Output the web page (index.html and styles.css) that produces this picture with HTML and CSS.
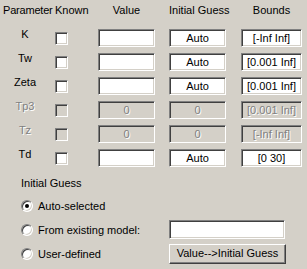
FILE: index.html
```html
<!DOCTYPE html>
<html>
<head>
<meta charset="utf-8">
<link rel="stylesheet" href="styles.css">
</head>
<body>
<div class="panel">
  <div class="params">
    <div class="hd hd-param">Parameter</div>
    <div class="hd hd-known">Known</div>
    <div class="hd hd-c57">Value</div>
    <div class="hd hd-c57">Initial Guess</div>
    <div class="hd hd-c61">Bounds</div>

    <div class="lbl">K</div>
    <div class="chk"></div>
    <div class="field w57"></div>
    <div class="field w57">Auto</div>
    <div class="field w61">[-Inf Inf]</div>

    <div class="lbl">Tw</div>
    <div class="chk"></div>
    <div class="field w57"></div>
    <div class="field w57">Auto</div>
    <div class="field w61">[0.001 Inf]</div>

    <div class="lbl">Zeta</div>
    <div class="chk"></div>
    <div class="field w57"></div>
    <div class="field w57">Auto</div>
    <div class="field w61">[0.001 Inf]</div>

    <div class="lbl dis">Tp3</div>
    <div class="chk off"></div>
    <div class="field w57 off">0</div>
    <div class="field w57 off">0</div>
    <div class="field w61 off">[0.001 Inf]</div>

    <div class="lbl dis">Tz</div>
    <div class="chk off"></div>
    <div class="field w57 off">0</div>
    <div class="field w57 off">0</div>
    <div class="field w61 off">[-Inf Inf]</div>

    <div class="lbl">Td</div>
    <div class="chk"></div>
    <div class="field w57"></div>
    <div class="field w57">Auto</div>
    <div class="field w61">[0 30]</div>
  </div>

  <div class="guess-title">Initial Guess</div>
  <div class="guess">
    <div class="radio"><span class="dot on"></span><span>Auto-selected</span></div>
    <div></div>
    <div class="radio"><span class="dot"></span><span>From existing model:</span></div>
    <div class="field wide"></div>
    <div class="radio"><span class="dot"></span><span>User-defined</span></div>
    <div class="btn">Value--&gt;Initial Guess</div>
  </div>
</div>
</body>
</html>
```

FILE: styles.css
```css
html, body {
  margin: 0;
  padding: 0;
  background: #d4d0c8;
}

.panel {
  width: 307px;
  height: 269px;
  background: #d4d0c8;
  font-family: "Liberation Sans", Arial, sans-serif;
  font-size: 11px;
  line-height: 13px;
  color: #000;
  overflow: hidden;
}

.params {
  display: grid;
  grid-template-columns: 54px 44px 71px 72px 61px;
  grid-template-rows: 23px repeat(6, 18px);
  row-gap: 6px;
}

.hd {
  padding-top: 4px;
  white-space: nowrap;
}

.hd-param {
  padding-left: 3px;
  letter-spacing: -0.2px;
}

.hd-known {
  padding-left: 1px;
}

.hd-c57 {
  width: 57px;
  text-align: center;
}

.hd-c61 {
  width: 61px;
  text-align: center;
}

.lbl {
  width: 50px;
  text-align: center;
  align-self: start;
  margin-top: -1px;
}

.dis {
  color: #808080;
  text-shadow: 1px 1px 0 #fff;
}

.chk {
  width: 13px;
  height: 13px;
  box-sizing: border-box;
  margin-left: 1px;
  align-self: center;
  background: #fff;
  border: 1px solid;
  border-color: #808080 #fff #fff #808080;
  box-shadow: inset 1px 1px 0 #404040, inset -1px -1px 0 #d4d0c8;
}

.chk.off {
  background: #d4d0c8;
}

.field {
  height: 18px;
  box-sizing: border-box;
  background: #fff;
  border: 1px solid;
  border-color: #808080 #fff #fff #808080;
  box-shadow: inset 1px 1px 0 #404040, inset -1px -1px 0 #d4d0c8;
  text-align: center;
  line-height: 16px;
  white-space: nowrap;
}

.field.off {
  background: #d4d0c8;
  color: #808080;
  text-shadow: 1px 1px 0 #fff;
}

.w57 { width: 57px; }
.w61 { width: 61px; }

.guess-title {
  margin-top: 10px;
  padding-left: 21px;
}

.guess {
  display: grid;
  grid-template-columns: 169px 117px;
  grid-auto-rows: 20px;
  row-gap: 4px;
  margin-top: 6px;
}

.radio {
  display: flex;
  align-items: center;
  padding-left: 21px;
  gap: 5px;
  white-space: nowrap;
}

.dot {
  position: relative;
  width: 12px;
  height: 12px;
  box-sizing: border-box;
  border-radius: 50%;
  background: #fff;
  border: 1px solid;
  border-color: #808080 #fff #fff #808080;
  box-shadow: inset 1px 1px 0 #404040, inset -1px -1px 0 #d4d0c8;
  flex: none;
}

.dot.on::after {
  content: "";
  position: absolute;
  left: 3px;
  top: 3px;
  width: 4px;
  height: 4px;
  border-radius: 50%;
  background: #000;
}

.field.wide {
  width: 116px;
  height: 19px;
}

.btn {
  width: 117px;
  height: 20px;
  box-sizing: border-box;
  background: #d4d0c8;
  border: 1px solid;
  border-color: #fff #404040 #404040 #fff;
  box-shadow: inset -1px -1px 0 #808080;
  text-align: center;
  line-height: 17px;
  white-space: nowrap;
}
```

━━━━━━

WORK REQUIRED:
Transcribe the preceding listing in its entirety and with exact wording, leaving out pictures.

WORKED ANSWER:
Output the web page (index.html and styles.css) that produces this picture with HTML and CSS.
FILE: index.html
```html
<!DOCTYPE html>
<html>
<head>
<meta charset="utf-8">
<link rel="stylesheet" href="styles.css">
</head>
<body>
<div class="panel">
  <div class="params">
    <div class="hd hd-param">Parameter</div>
    <div class="hd hd-known">Known</div>
    <div class="hd hd-c57">Value</div>
    <div class="hd hd-c57">Initial Guess</div>
    <div class="hd hd-c61">Bounds</div>

    <div class="lbl">K</div>
    <div class="chk"></div>
    <div class="field w57"></div>
    <div class="field w57">Auto</div>
    <div class="field w61">[-Inf Inf]</div>

    <div class="lbl">Tw</div>
    <div class="chk"></div>
    <div class="field w57"></div>
    <div class="field w57">Auto</div>
    <div class="field w61">[0.001 Inf]</div>

    <div class="lbl">Zeta</div>
    <div class="chk"></div>
    <div class="field w57"></div>
    <div class="field w57">Auto</div>
    <div class="field w61">[0.001 Inf]</div>

    <div class="lbl dis">Tp3</div>
    <div class="chk off"></div>
    <div class="field w57 off">0</div>
    <div class="field w57 off">0</div>
    <div class="field w61 off">[0.001 Inf]</div>

    <div class="lbl dis">Tz</div>
    <div class="chk off"></div>
    <div class="field w57 off">0</div>
    <div class="field w57 off">0</div>
    <div class="field w61 off">[-Inf Inf]</div>

    <div class="lbl">Td</div>
    <div class="chk"></div>
    <div class="field w57"></div>
    <div class="field w57">Auto</div>
    <div class="field w61">[0 30]</div>
  </div>

  <div class="guess-title">Initial Guess</div>
  <div class="guess">
    <div class="radio"><span class="dot on"></span><span>Auto-selected</span></div>
    <div></div>
    <div class="radio"><span class="dot"></span><span>From existing model:</span></div>
    <div class="field wide"></div>
    <div class="radio"><span class="dot"></span><span>User-defined</span></div>
    <div class="btn">Value--&gt;Initial Guess</div>
  </div>
</div>
</body>
</html>
```

FILE: styles.css
```css
html, body {
  margin: 0;
  padding: 0;
  background: #d4d0c8;
}

.panel {
  width: 307px;
  height: 269px;
  background: #d4d0c8;
  font-family: "Liberation Sans", Arial, sans-serif;
  font-size: 11px;
  line-height: 13px;
  color: #000;
  overflow: hidden;
}

.params {
  display: grid;
  grid-template-columns: 54px 44px 71px 72px 61px;
  grid-template-rows: 23px repeat(6, 18px);
  row-gap: 6px;
}

.hd {
  padding-top: 4px;
  white-space: nowrap;
}

.hd-param {
  padding-left: 3px;
  letter-spacing: -0.2px;
}

.hd-known {
  padding-left: 1px;
}

.hd-c57 {
  width: 57px;
  text-align: center;
}

.hd-c61 {
  width: 61px;
  text-align: center;
}

.lbl {
  width: 50px;
  text-align: center;
  align-self: start;
  margin-top: -1px;
}

.dis {
  color: #808080;
  text-shadow: 1px 1px 0 #fff;
}

.chk {
  width: 13px;
  height: 13px;
  box-sizing: border-box;
  margin-left: 1px;
  align-self: center;
  background: #fff;
  border: 1px solid;
  border-color: #808080 #fff #fff #808080;
  box-shadow: inset 1px 1px 0 #404040, inset -1px -1px 0 #d4d0c8;
}

.chk.off {
  background: #d4d0c8;
}

.field {
  height: 18px;
  box-sizing: border-box;
  background: #fff;
  border: 1px solid;
  border-color: #808080 #fff #fff #808080;
  box-shadow: inset 1px 1px 0 #404040, inset -1px -1px 0 #d4d0c8;
  text-align: center;
  line-height: 16px;
  white-space: nowrap;
}

.field.off {
  background: #d4d0c8;
  color: #808080;
  text-shadow: 1px 1px 0 #fff;
}

.w57 { width: 57px; }
.w61 { width: 61px; }

.guess-title {
  margin-top: 10px;
  padding-left: 21px;
}

.guess {
  display: grid;
  grid-template-columns: 169px 117px;
  grid-auto-rows: 20px;
  row-gap: 4px;
  margin-top: 6px;
}

.radio {
  display: flex;
  align-items: center;
  padding-left: 21px;
  gap: 5px;
  white-space: nowrap;
}

.dot {
  position: relative;
  width: 12px;
  height: 12px;
  box-sizing: border-box;
  border-radius: 50%;
  background: #fff;
  border: 1px solid;
  border-color: #808080 #fff #fff #808080;
  box-shadow: inset 1px 1px 0 #404040, inset -1px -1px 0 #d4d0c8;
  flex: none;
}

.dot.on::after {
  content: "";
  position: absolute;
  left: 3px;
  top: 3px;
  width: 4px;
  height: 4px;
  border-radius: 50%;
  background: #000;
}

.field.wide {
  width: 116px;
  height: 19px;
}

.btn {
  width: 117px;
  height: 20px;
  box-sizing: border-box;
  background: #d4d0c8;
  border: 1px solid;
  border-color: #fff #404040 #404040 #fff;
  box-shadow: inset -1px -1px 0 #808080;
  text-align: center;
  line-height: 17px;
  white-space: nowrap;
}
```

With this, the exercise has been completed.